Cybersécurité en Chine, mémoire nationale en Indonésie et société civile en Inde

Par ce geste, l'Inde se place comme le défenseur des Hindous dans la région. Copie d'écran du "Times of India", le 3 juin 2016.
Par ce geste, l'Inde se place comme le défenseur des Hindous dans la région. Copie d'écran du Times of India, le 3 juin 2016.

Asie du Nord-Est

South Chine Morning Post – Des mesures excessives selon la Chambre de commerce européenne en Chine. Le gouvernement chinois entend améliorer la cybersécurité nationale en obligeant les compagnies d’assurance à stocker leurs données en Chine. Elles devront également donner la priorité à l’emploi de produits « fiables et contrôlables » – deux termes qui obligent en fait les entreprises étrangères à acheter des logiciels et des technologies chinoises, notamment pour crypter leurs informations. Dans une lettre ouverte, 29 associations industrielles et Chambres de commerce étrangères (Etats-Unis, Union européenne, Japon et Canada entres autres) contestent ces toutes nouvelles mesures : « La Chine, comme les autres membres de l’OMC, a le droit de décider de nouvelles mesures pour assurer sa cybersécurité, mais nous croyons que ces prescriptions vont bien trop loin. » Plus loin encore que les recommandations de la loi anti-terroriste sur la sécurité nationale adoptée l’année dernière, qui demandait déjà aux entreprises d’améliorer leur cybersécurité, relève le quotidien hongkongais.
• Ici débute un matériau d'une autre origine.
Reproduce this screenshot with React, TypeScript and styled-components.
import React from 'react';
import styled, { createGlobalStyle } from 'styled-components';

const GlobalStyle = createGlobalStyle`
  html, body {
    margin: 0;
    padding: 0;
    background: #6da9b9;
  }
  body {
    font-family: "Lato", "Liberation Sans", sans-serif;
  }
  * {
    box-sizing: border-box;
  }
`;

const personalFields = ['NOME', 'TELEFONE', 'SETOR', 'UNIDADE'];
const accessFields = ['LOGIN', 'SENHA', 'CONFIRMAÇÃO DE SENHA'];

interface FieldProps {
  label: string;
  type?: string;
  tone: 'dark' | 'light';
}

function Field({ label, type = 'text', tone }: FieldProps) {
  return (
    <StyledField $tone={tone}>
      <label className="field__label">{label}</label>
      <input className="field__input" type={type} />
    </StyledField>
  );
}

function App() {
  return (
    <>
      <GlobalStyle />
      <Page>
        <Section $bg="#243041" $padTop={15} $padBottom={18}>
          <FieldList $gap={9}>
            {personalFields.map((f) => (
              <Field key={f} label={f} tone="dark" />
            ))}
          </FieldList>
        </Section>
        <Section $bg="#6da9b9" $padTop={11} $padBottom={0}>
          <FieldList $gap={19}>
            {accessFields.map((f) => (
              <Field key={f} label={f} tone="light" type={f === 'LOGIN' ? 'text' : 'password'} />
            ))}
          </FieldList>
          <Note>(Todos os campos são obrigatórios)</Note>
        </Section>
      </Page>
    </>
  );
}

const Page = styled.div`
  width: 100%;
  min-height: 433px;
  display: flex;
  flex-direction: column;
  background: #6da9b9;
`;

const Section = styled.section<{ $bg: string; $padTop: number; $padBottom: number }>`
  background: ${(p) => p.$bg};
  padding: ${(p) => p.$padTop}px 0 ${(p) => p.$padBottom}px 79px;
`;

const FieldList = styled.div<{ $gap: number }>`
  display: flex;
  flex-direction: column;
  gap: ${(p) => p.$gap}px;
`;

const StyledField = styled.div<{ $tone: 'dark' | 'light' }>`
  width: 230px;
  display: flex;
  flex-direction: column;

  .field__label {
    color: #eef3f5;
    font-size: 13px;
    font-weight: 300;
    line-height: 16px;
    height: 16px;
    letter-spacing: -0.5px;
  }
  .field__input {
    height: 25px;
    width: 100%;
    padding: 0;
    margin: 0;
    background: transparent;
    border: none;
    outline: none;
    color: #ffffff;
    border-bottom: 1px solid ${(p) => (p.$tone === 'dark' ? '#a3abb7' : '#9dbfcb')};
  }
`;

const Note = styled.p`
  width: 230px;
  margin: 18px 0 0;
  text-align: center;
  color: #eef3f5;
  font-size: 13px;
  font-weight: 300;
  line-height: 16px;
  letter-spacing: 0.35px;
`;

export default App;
« Mettre des barrières aux technlogies étrangères va [en réalité] saper l’objectif chinois de sécuriser le système », assure le vice-président du Conseil des Affaires sino-américaines, Jacob Parker. Selon plusieurs analystes cités par le South China Morning Post, ces revendications pourraient non seulement assombrir les perspectives de négociations de la Chine avec les Etats-Unis et l’Union européenne, mais aussi changer l’attitude des pays envers les entreprises chinoises installées chez eux.
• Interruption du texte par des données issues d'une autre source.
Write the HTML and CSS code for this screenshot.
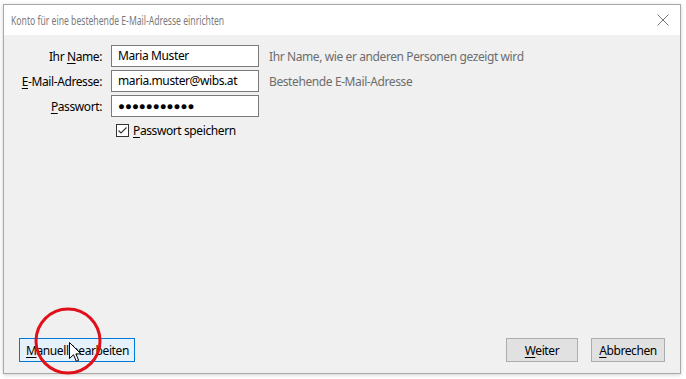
FILE: index.html
```
<!doctype html>
<html lang="de">
<head>
	<meta charset="UTF-8">
	<title>Konto einrichten</title>
	<link rel="stylesheet" href="styles.css">
</head>
<body>
	<div class="dlg">
		<div class="titlebar">
			<span class="title-wrap"><span class="title">Konto für eine bestehende E-Mail-Adresse einrichten</span></span>
			<svg class="close" width="12" height="12" viewBox="0 0 12 12"><path d="M0.5 0.5L11.5 11.5M11.5 0.5L0.5 11.5" stroke="#777" stroke-width="1" fill="none"/></svg>
		</div>
		<div class="content">
			<div class="form">
				<label class="lbl">Ihr <u>N</u>ame:</label>
				<div class="field">Maria Muster</div>
				<span class="hint">Ihr Name, wie er anderen Personen gezeigt wird</span>

				<label class="lbl"><u>E</u>-Mail-Adresse:</label>
				<div class="field">maria.muster@wibs.at</div>
				<span class="hint">Bestehende E-Mail-Adresse</span>

				<label class="lbl"><u>P</u>asswort:</label>
				<div class="field pw">●●●●●●●●●●●</div>
				<span></span>

				<span></span>
				<div class="check">
					<svg class="box" width="13" height="13" viewBox="0 0 13 13"><rect x="0.5" y="0.5" width="12" height="12" fill="#fff" stroke="#333"/><path d="M2.5 6.5L5 9L10.5 3.5" stroke="#333" stroke-width="1.1" fill="none"/></svg>
					<span><u>P</u>asswort speichern</span>
				</div>
				<span></span>
			</div>
		</div>
		<div class="footer">
			<button class="btn focus"><u>M</u>anuell bearbeiten</button>
			<span class="grow"></span>
			<button class="btn wide"><u>W</u>eiter</button>
			<button class="btn cancel"><u>A</u>bbrechen</button>
		</div>
		<svg class="ring" width="72" height="72" viewBox="0 0 72 72"><circle cx="36" cy="36" r="32" stroke="#e0101a" stroke-width="3" fill="none"/></svg>
		<svg class="cursor" width="13" height="21" viewBox="0 0 13 21"><path d="M0.5 0.5L0.5 16.5L4.5 12.7L7.3 19.3L9.6 18.3L6.9 11.9L12 11.9Z" fill="#fff" stroke="#000" stroke-width="1" stroke-linejoin="round"/></svg>
	</div>
</body>
</html>
```
FILE: styles.css
```
*{margin:0;padding:0;box-sizing:border-box;}
body{
	background:#fff;
	font-family:"Noto Sans","Liberation Sans",sans-serif;
	font-size:12px;
	letter-spacing:-0.4px;
	color:#000;
	padding:4px 5px 5px 3px;
	height:379px;
}
u{text-decoration:underline;text-underline-offset:2px;}
.dlg{
	position:relative;
	height:370px;
	border:1px solid #a8a8a8;
	background:#f0f0f0;
	display:flex;
	flex-direction:column;
	box-shadow:0 1px 4px rgba(0,0,0,0.18);
}
.titlebar{
	height:30px;
	background:#fff;
	display:flex;
	align-items:center;
	padding:0 11px 0 7px;
}
.title-wrap{flex:1;}
.title{
	display:inline-block;
	color:#7a7a7a;
	font-size:12.5px;
	letter-spacing:0;
	white-space:nowrap;
	transform:scaleX(0.69);
	transform-origin:left center;
}
.content{
	flex:1;
	padding-top:10px;
}
.form{
	display:grid;
	grid-template-columns:98px 148px auto;
	column-gap:9px;
	row-gap:3px;
	align-items:center;
}
.lbl{text-align:right;}
.field{
	height:22px;
	border:1px solid #7a7a7a;
	background:#fff;
	padding:0 6px;
	line-height:20px;
	white-space:nowrap;
	overflow:hidden;
}
.pw{font-size:11.5px;letter-spacing:0;}
.hint{color:#6d6d6d;padding-left:1px;}
.check{
	display:flex;
	align-items:center;
	gap:4px;
	padding:2px 0 0 5px;
}
.footer{
	display:flex;
	align-items:center;
	gap:13px;
	padding:0 15px 11px 15px;
}
.grow{flex:1;}
.btn{
	height:24px;
	padding:0 6px;
	border:1px solid #adadad;
	background:#e1e1e1;
	font:inherit;
	letter-spacing:inherit;
	color:#000;
	white-space:nowrap;
}
.btn.wide{width:72px;}
.btn.cancel{width:74px;}
.btn.focus{
	border-color:#0078d7;
	background:#e5f1fb;
	width:116px;
}
.ring{position:absolute;left:28px;top:300px;}
.cursor{position:absolute;left:65px;top:337px;}
```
Global Times – La Chine n’a pas peur des Etats-Unis et elle entend bien le faire comprendre. Alors que le dialogue Shangri-la s’ouvrira ce vendredi 3 juin à Singapour, le Global Times annonce que Pékin ne souhaite pas que le dialogue soit « dominé » par Washington.
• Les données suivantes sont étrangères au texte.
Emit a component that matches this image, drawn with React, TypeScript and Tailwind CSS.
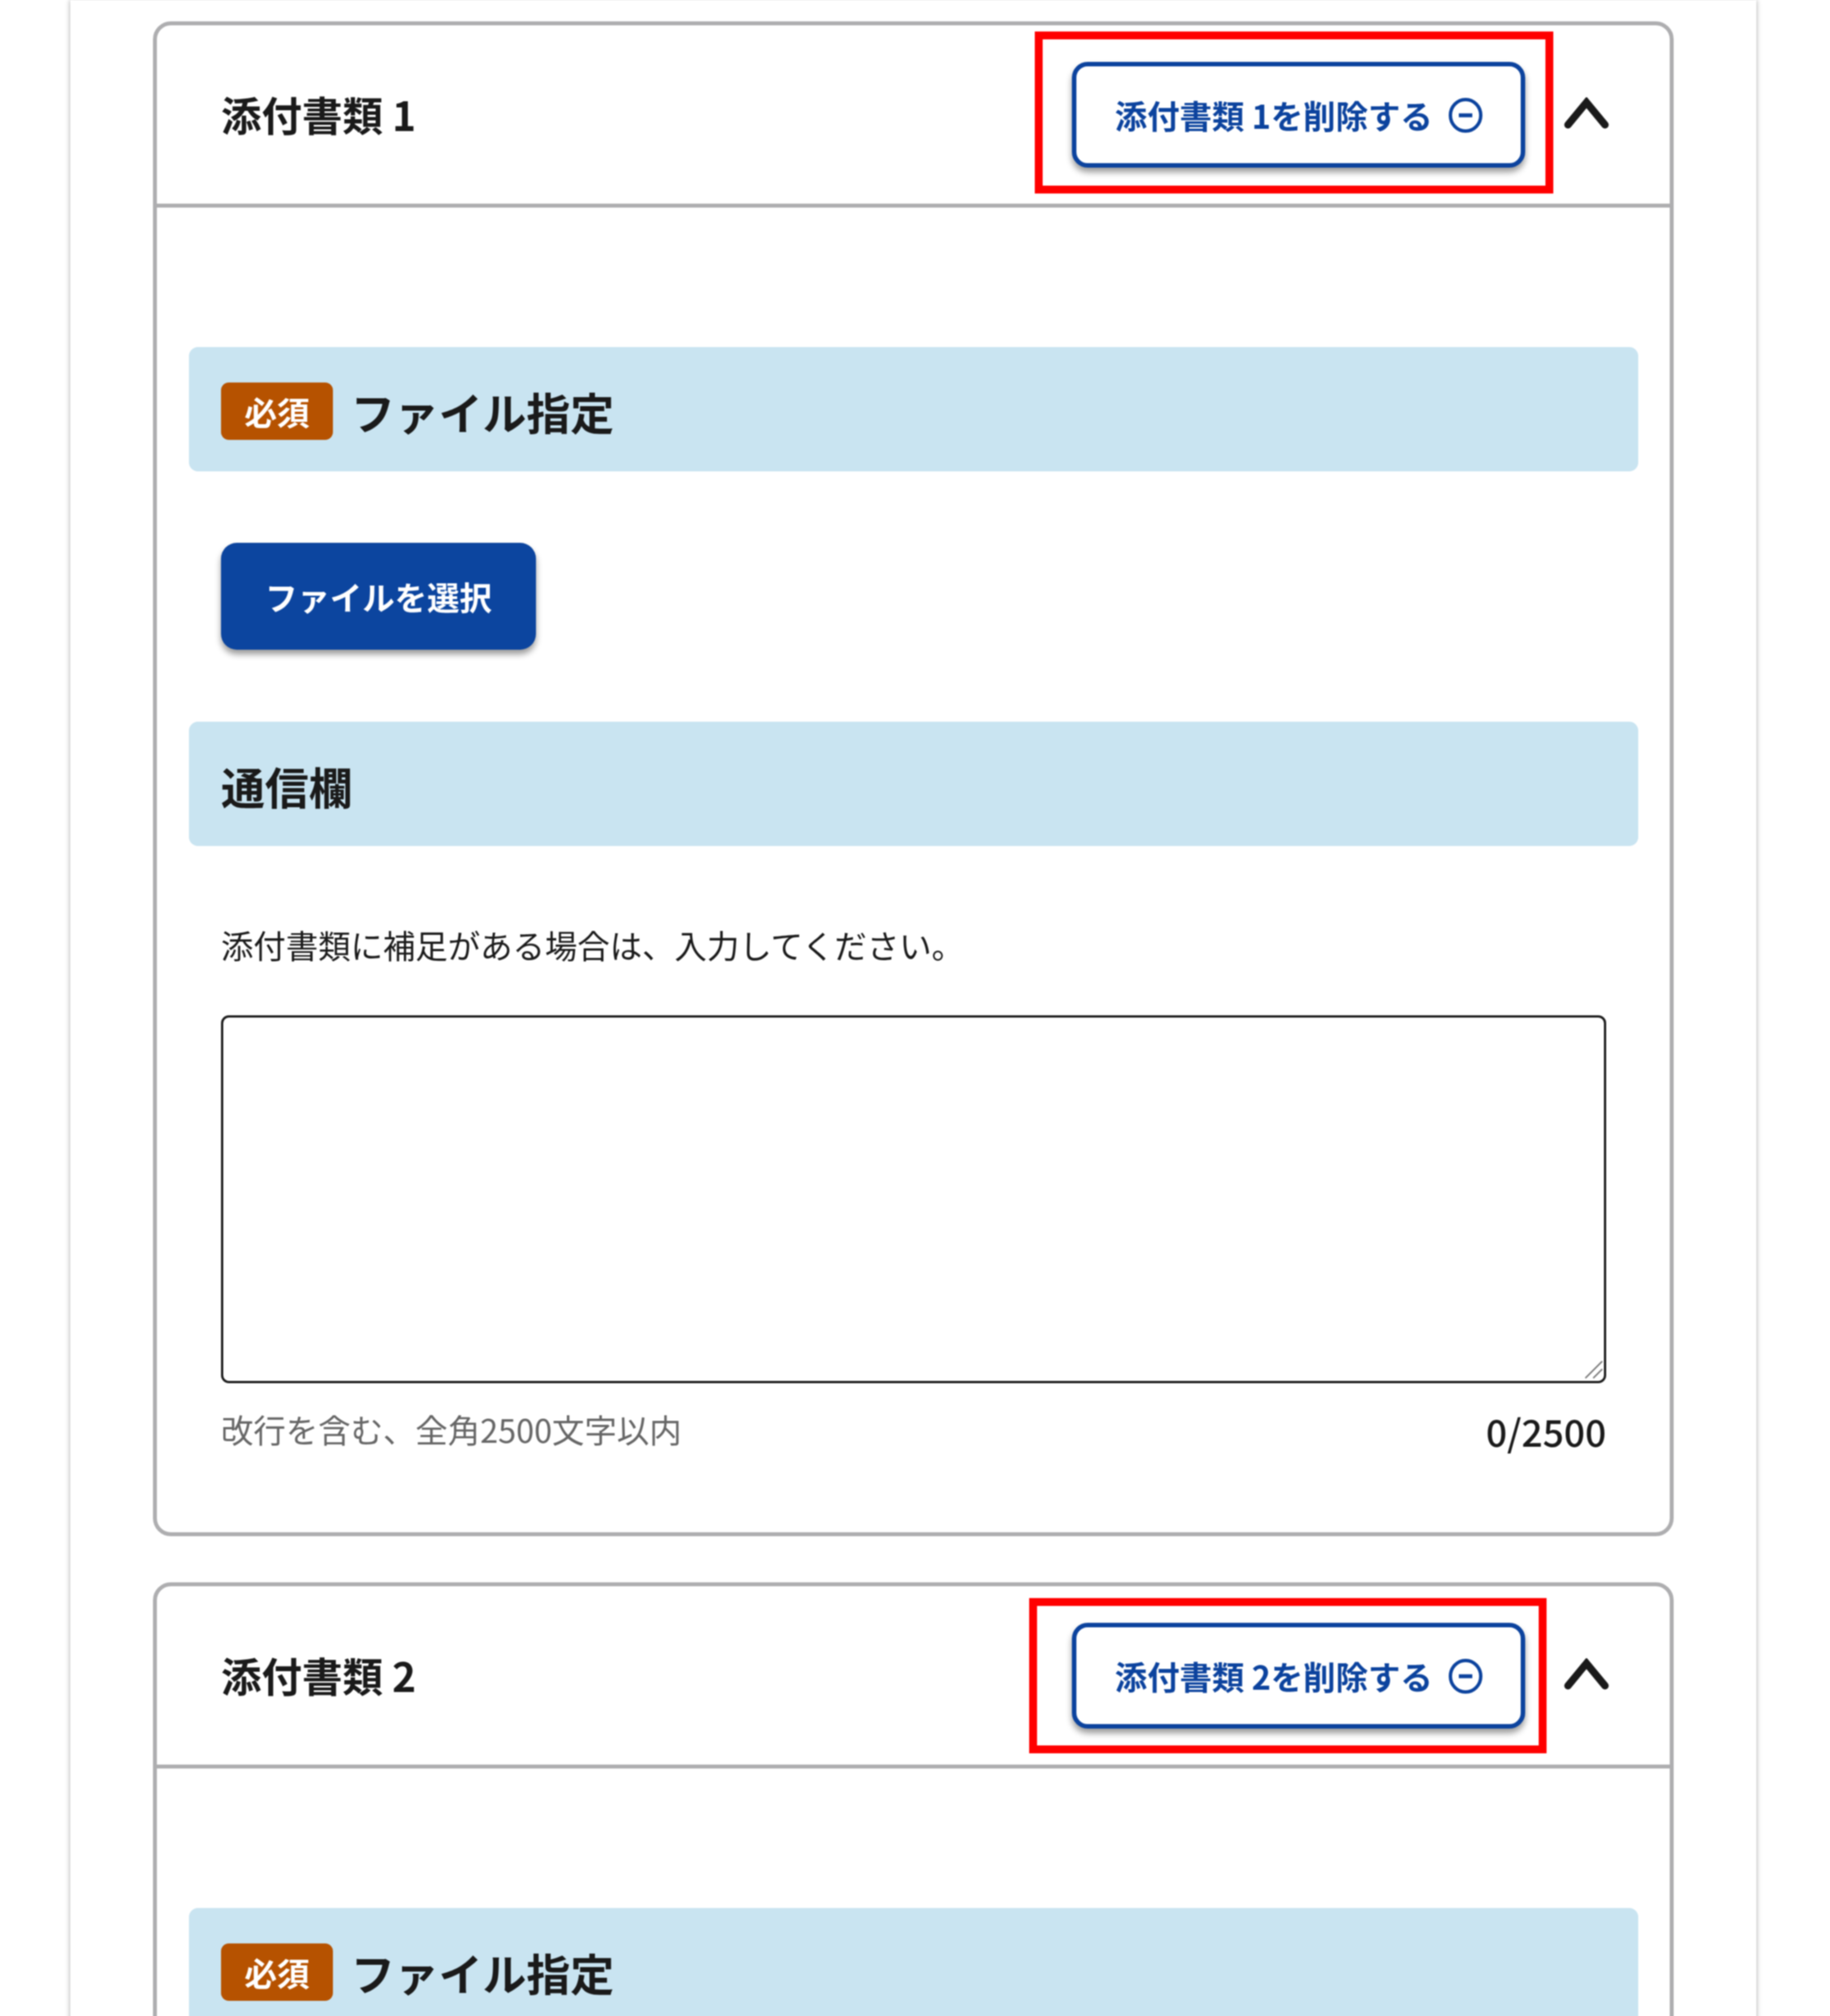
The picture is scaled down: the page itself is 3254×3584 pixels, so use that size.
import React from "react";

const FONT = "font-['Noto_Sans_CJK_JP','Noto_Sans',sans-serif]";

function MinusCircle() {
  return (
    <svg width="60" height="62" viewBox="0 0 60 62" fill="none" className="shrink-0">
      <ellipse cx="30" cy="31" rx="27" ry="28" stroke="#0c439e" strokeWidth="6" />
      <path d="M18 31H42" stroke="#0c439e" strokeWidth="7" />
    </svg>
  );
}

function Chevron() {
  return (
    <svg width="80" height="56" viewBox="0 0 80 56" fill="none" className="shrink-0">
      <path d="M7 49L40 9L73 49" stroke="#1a1a1a" strokeWidth="13" strokeLinecap="round" strokeLinejoin="miter" />
    </svg>
  );
}

function SectionHead({ children }: { children: React.ReactNode }) {
  return (
    <div className="ml-[57px] mr-[56px] flex h-[221px] items-center gap-[32px] rounded-[16px] bg-[#c9e4f1] pl-[57px] pt-[6px]">
      {children}
    </div>
  );
}

function Card({ n, redClass }: { n: number; redClass: string }) {
  return (
    <section className="rounded-[32px] border-[7px] border-[#aeaeb0] bg-white">
      <header className="flex h-[324px] items-center border-b-[7px] border-[#aeaeb0] pl-[114px] pr-[108px]">
        <h2 className="-mt-[4px] text-[72px] font-bold leading-none text-[#1a1a1a]">添付書類 {n}</h2>
        <div className="relative ml-auto">
          <button className="flex h-[188px] w-[806px] items-center justify-center gap-[28px] rounded-[28px] border-[8px] border-[#0c439e] bg-white pt-[2px] text-[57.6px] font-bold text-[#0c439e] shadow-[0_8px_12px_rgba(0,0,0,0.4)]">
            <span className="leading-none">添付書類 {n}を削除する</span>
            <MinusCircle />
          </button>
          <div className={`pointer-events-none absolute border-[14px] border-[#ff0000] ${redClass}`} />
        </div>
        <div className="ml-[69px] -mt-[6px]">
          <Chevron />
        </div>
      </header>

      <div className="pt-[248px]">
        <SectionHead>
          <span className="flex h-[102px] w-[199px] items-center justify-center rounded-[14px] bg-[#b65200] text-[58px] font-bold leading-none text-white">
            必須
          </span>
          <h3 className="text-[78px] font-bold leading-none text-[#1a1a1a]">ファイル指定</h3>
        </SectionHead>

        <div className="ml-[114px] mr-[113px] mt-[127px]">
          <button className="flex h-[190px] w-[560px] items-center justify-center rounded-[28px] bg-[#0c459f] text-[57.6px] font-bold text-white shadow-[0_8px_12px_rgba(0,0,0,0.4)]">
            ファイルを選択
          </button>
        </div>

        <div className="mt-[128px]">
          <SectionHead>
            <h3 className="text-[78px] font-bold leading-none text-[#1a1a1a]">通信欄</h3>
          </SectionHead>
        </div>

        <div className="ml-[114px] mr-[113px]">
          <p className="mt-[135px] text-[57.6px] leading-[80px] text-[#1a1a1a]">
            添付書類に補足がある場合は、入力してください。
          </p>
          <div className="relative mt-[86px]">
            <textarea
              readOnly
              className="block h-[654px] w-full resize-none rounded-[14px] border-[4px] border-[#1a1a1a] bg-white"
            />
            <svg width="32" height="32" viewBox="0 0 32 32" fill="none" className="absolute bottom-[8px] right-[6px]">
              <path d="M1 31L31 1M15 31L31 15" stroke="#777" strokeWidth="2.5" />
            </svg>
          </div>
          <div className="mt-[41px] flex items-start justify-between pb-[138px]">
            <p className="text-[57.6px] leading-[80px] text-[#666666]">改行を含む、全角2500文字以内</p>
            <p className="text-[66px] font-medium leading-[86px] text-[#1a1a1a]">0/2500</p>
          </div>
        </div>
      </div>
    </section>
  );
}

export default function App() {
  return (
    <div className={`h-[3584px] w-[3254px] overflow-hidden bg-white ${FONT}`}>
      <main className="ml-[125px] min-h-full w-[2998px] bg-white px-[147px] pt-[38px] blur-[1px] shadow-[0_0_9px_rgba(0,0,0,0.35)]">
        <div className="flex flex-col gap-[82px]">
          <Card n={1} redClass="-bottom-[46px] -left-[66px] -right-[50px] -top-[54px]" />
          <Card n={2} redClass="-bottom-[44px] -left-[76px] -right-[38px] -top-[44px]" />
        </div>
      </main>
    </div>
  );
}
Le dialogue Shangri-la est un forum annuel organisé par l’Institut international des Etudes stratégiques (IISS). Il convoque chaque année des ministres de la Défense et des chefs militaires pour améliorer la sécurité internationale en Asie-Pacifique. Or pour Pékin, l’ordre du jour de cette année défavoriserait la Chine. Acteur majeur du conflit en mer de Chine du Sud, cette dernière s’attend en effet à de nombreuses critiques. Pour le journal officiel chinois, la stratégie américaine est « asujettie à une mentalité de Guerre froide », et l’idée que Pékin militarise la mer de Chine du Sud relève d’une « logique absurde » car les îles qu’a construites le pays dans cette zone sont en réalité d’usage « civil ». Le gouvernement chinois remet en cause la stratégie des Etats-Unis : c’est le Pantagone qui fait monter les tensions avec la Chine, et non le contraire. Pour le Global Times, Washington ne peut s’assurer du soutien de ses alliés en tentant de transformer le Pacifique en une « poudrière ».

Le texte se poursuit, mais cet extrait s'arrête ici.